Equally important is to know how we make best use of our membership of the African regional and sub regional blocks as well as our privileged relationship with BRICS themselves and with other development partners like EU, US and Japan who also have strong trade and business interests in Africa.
A pertinent question then is: how to craft our own business model in Africa? Being a small island economy country, we need the Africa more than ever before.
The 53 countries of Africa have their own specificities and peculiarities, though there are some identifiable commonalities. We can’t obviously go all over Africa at once.
Nor do we have big cheque books to use to ease our market entries. Our competitive and comparative advantages are probably related to a few sectors and clusters.
We need to identify these and organize ourselves probably better through strategic alliances; including with BRICS countries. . . We need to seriously look at different scenarios and options.
All these challenges should be addressed as we get more and more determined to engage in Africa.

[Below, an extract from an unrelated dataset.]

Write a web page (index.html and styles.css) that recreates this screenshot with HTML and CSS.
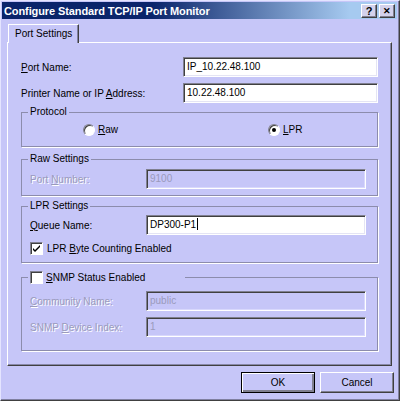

It would however be remiss on our part to ignore the number of successful Mauritius ventures and enterprises in Africa.
Our businessmen and entrepreneurs have been successful sugar cane plantations in a few African countries as also in the agro-industries, textiles, ICT, tourism, logistics and transport, free port operations, fisheries, breweries and human resource development and capacity building.
Our people have acquired special competence in coping with the high level of procedures and practices in major sectors like the banking, financial, insurance, accounting, auditing, consulting, procurement and sourcing and as well as in telecommunications.
This has allowed them to successfully take a reasonably good share of the market despite competition coming from lot many foreign nationals operating in Africa.
We certainly owe all these above fruitful developments to the vision and support of government but also to the vision and hard work of industry captains and other entrepreneurs. More will need to be done to encourage and support those of our entrepreneurs who have vision and projects but who lack the financial clout.
In particular there has to be adequate share for the SMEs who can at least work conveniently in a system of sub-contracting linkages within the value chains created by the more resourceful corporate and entrepreneurs.
As competition intensifies in Africa, entrepreneurs should look for joint venture, private equity and venture capital routes in areas of core competences where others before them have successfully performed.
But they should also try to enter new trade and businesses opportunities including agribusiness, energy, health, infrastructure, human resource development, capacity building, security, ICT, EPC, banking and finance.
Our embassies in Africa, our roving ambassadors and consulates are there to support and facilitate. About a year and a half ago, the Mauritius Africa Business Club was founded by some of the most enterprising of our industry captains operating in Africa.
They are reported to be helping corporate, SMEs and individual entrepreneurs who seek their support and guidance in going into Africa. More like these initiatives are welcome.
It is also reported that a few business partnership missions have been organized under the aegis of the BOI with a view to helping delegation members to discover the latest business opportunities and options and by meeting potential business partners in Africa.
The BOI seems to have facilitated greater interaction of delegations with government officials, corporate and counterparts on the best prospects for investment.
It is hoped that these special networking events will work in the direction of closing new business deals and partnerships as well in putting Mauritius and Mauritian entrepreneurs-big and small alikemore and more on the business and trade orbits in Africa.
I will end by reproducing Mr. Kabureka’s recent reflections: “Our toolbox is limited and we will need to innovate. We must aim high, be persistent, join hands across borders, be flexible, practical, be ready to learn and adjust at each juncture. This way we will get it right.”